**Stated problem**
Extract the full listing verbatim and drop any pictures from your copy.

*** Data for the task ***

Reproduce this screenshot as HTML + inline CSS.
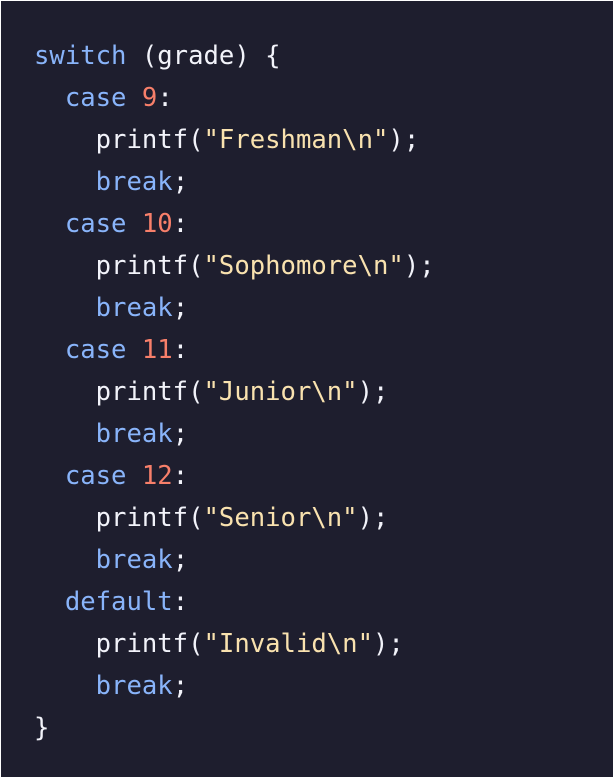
<!DOCTYPE html>
<html><head><style>
html,body{margin:0;padding:0;background:#fff;width:614px;height:778px;overflow:hidden}
.box{position:absolute;left:1px;top:1px;width:612px;height:776px;background:#1e1e2e}
pre{margin:0;position:absolute;left:33px;top:34px;font-family:"DejaVu Sans Mono","Liberation Mono",monospace;font-size:25.6px;line-height:42px;color:#f2f3fa}
.k{color:#89b4fa}.n{color:#f77f6a}.s{color:#f9e2af}
</style></head><body><div class="box"><pre><span class="k">switch</span> (grade) {
  <span class="k">case</span> <span class="n">9</span>:
    printf(<span class="s">"Freshman\n"</span>);
    <span class="k">break</span>;
  <span class="k">case</span> <span class="n">10</span>:
    printf(<span class="s">"Sophomore\n"</span>);
    <span class="k">break</span>;
  <span class="k">case</span> <span class="n">11</span>:
    printf(<span class="s">"Junior\n"</span>);
    <span class="k">break</span>;
  <span class="k">case</span> <span class="n">12</span>:
    printf(<span class="s">"Senior\n"</span>);
    <span class="k">break</span>;
  <span class="k">default</span>:
    printf(<span class="s">"Invalid\n"</span>);
    <span class="k">break</span>;
}</pre></div></body></html>
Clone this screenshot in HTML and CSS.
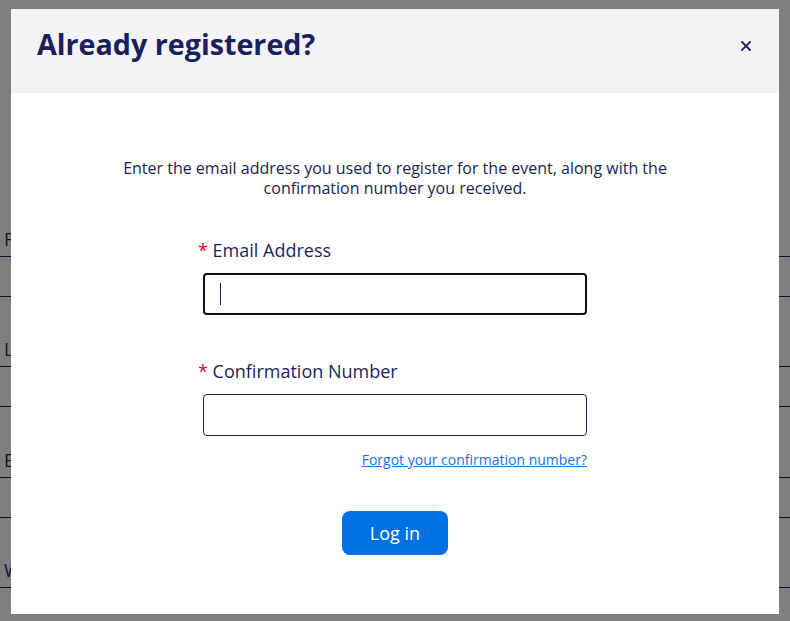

***

**Solution for this exercise**
Reproduce this screenshot as HTML + inline CSS.
<!DOCTYPE html>
<html><head><style>
html,body{margin:0;padding:0;background:#fff;width:614px;height:778px;overflow:hidden}
.box{position:absolute;left:1px;top:1px;width:612px;height:776px;background:#1e1e2e}
pre{margin:0;position:absolute;left:33px;top:34px;font-family:"DejaVu Sans Mono","Liberation Mono",monospace;font-size:25.6px;line-height:42px;color:#f2f3fa}
.k{color:#89b4fa}.n{color:#f77f6a}.s{color:#f9e2af}
</style></head><body><div class="box"><pre><span class="k">switch</span> (grade) {
  <span class="k">case</span> <span class="n">9</span>:
    printf(<span class="s">"Freshman\n"</span>);
    <span class="k">break</span>;
  <span class="k">case</span> <span class="n">10</span>:
    printf(<span class="s">"Sophomore\n"</span>);
    <span class="k">break</span>;
  <span class="k">case</span> <span class="n">11</span>:
    printf(<span class="s">"Junior\n"</span>);
    <span class="k">break</span>;
  <span class="k">case</span> <span class="n">12</span>:
    printf(<span class="s">"Senior\n"</span>);
    <span class="k">break</span>;
  <span class="k">default</span>:
    printf(<span class="s">"Invalid\n"</span>);
    <span class="k">break</span>;
}</pre></div></body></html>
Clone this screenshot in HTML and CSS.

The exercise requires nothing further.